I used to think Australia was the safest place to be because it would be relatively safe if there was a limited nuclear strike in the Northern hemisphere. But I’ve rethought my emergency plans. It appears that Australia is the first continent to be rendered inhabitable by climate change.
Thousands of people in Australia’s southeastern seaside town of Mallacoota were forced to seek refuge on the beach and even boats in the water early Tuesday as deadly blazes closed in around the popular holiday destination to create an apocalyptic-looking scene of huddled evacuees under dark red skies.
As wildfires grip Australia in one of its worst fire seasons in memory, the threat is especially intense this week in southeastern states such as Victoria and New South Wales, where most of the country’s population lives…
…Fires this week have forced road closures, caused cellphone and power outages, and destroyed homes — and show few signs of relenting. The language in the flurry of alerts from local fire services is dire: “It is too late to leave. Seek shelter in a solid structure to protect yourself. Be aware of the danger of falling trees and branches,” read the bullet points of a Wednesday morning alert…

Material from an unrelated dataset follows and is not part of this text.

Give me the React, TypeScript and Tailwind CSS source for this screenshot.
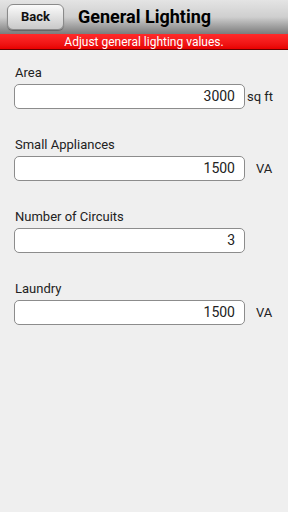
const fields = [
    { label: 'Area', value: '3000', unit: 'sq ft', unitClass: 'pl-[2px]' },
    { label: 'Small Appliances', value: '1500', unit: 'VA', unitClass: 'pl-[11px]' },
    { label: 'Number of Circuits', value: '3', unit: '', unitClass: '' },
    { label: 'Laundry', value: '1500', unit: 'VA', unitClass: 'pl-[11px]' },
];

const App = () => {
    return (
        <div className="w-[288px] h-[512px] bg-[#efefef] font-['Roboto',sans-serif] overflow-hidden">
            <div className="h-[34px] flex items-center bg-gradient-to-b from-[#e4e4e4] via-[#cfcfcf] to-[#7c7c7c]">
                <button className="ml-[7px] w-[57px] h-[26px] rounded-[6px] border border-[#8a8a8a] bg-gradient-to-b from-[#fbfbfb] to-[#c9c9c9] text-[13px] font-bold text-[#111] shadow-[0_1px_1px_rgba(0,0,0,0.3)]">
                    Back
                </button>
                <h1 className="ml-[14px] text-[18px] font-bold text-black leading-none">General Lighting</h1>
            </div>
            <div className="h-[16px] bg-gradient-to-b from-[#ff2a2a] to-[#e80000] border-b border-[#6a0000] flex items-center justify-center">
                <span className="text-[12px] text-white leading-none">Adjust general lighting values.</span>
            </div>
            <div className="pt-[15px] pl-[14px]">
                {fields.map((f) => (
                    <div key={f.label} className="h-[72px]">
                        <div className="pl-[1px] text-[13px] text-[#222] leading-[16px] h-[19px]">{f.label}</div>
                        <div className="flex items-center">
                            <div className="w-[231px] h-[25px] rounded-[5px] border border-[#8c8c8c] bg-white flex items-center justify-end pr-[9px] text-[14px] text-[#222]">
                                {f.value}
                            </div>
                            {f.unit && <span className={`text-[13px] text-[#222] ${f.unitClass}`}>{f.unit}</span>}
                        </div>
                    </div>
                ))}
            </div>
        </div>
    );
};

export default App;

…In the capital, Canberra, the typical high temperature during December is 81.5 degrees (27.5 Celsius); over the weekend, temperatures hit 100 degrees (37.7 Celsius). The heat this spring and summer has shattered all-time records in Australia. The country had its hottest day on record on Dec. 18, when the national average maximum temperature hit 107.4 degrees (41.9 Celsius), beating the record, which was set the day before.
And, of course, Australians just rejected a party dedicated to tackling climate change in favor of the “Drill, baby, drill” coalition.
Happy New Year!
My comment over a decade ago that it was only a matter of how “green” Australia’s government would be (either a Labor/Green coalition or a Green/Labor coalition) really did not age well. Australia was also a bit more vulnerable than many of us to the thinning of the ozone layer when that was a genuine worry back when I was in my teens. When it comes to the only planet we can call home, there are no safe havens. We have no choice but to be better stewards. Screw our generations. We owe that to our kids and grandkids.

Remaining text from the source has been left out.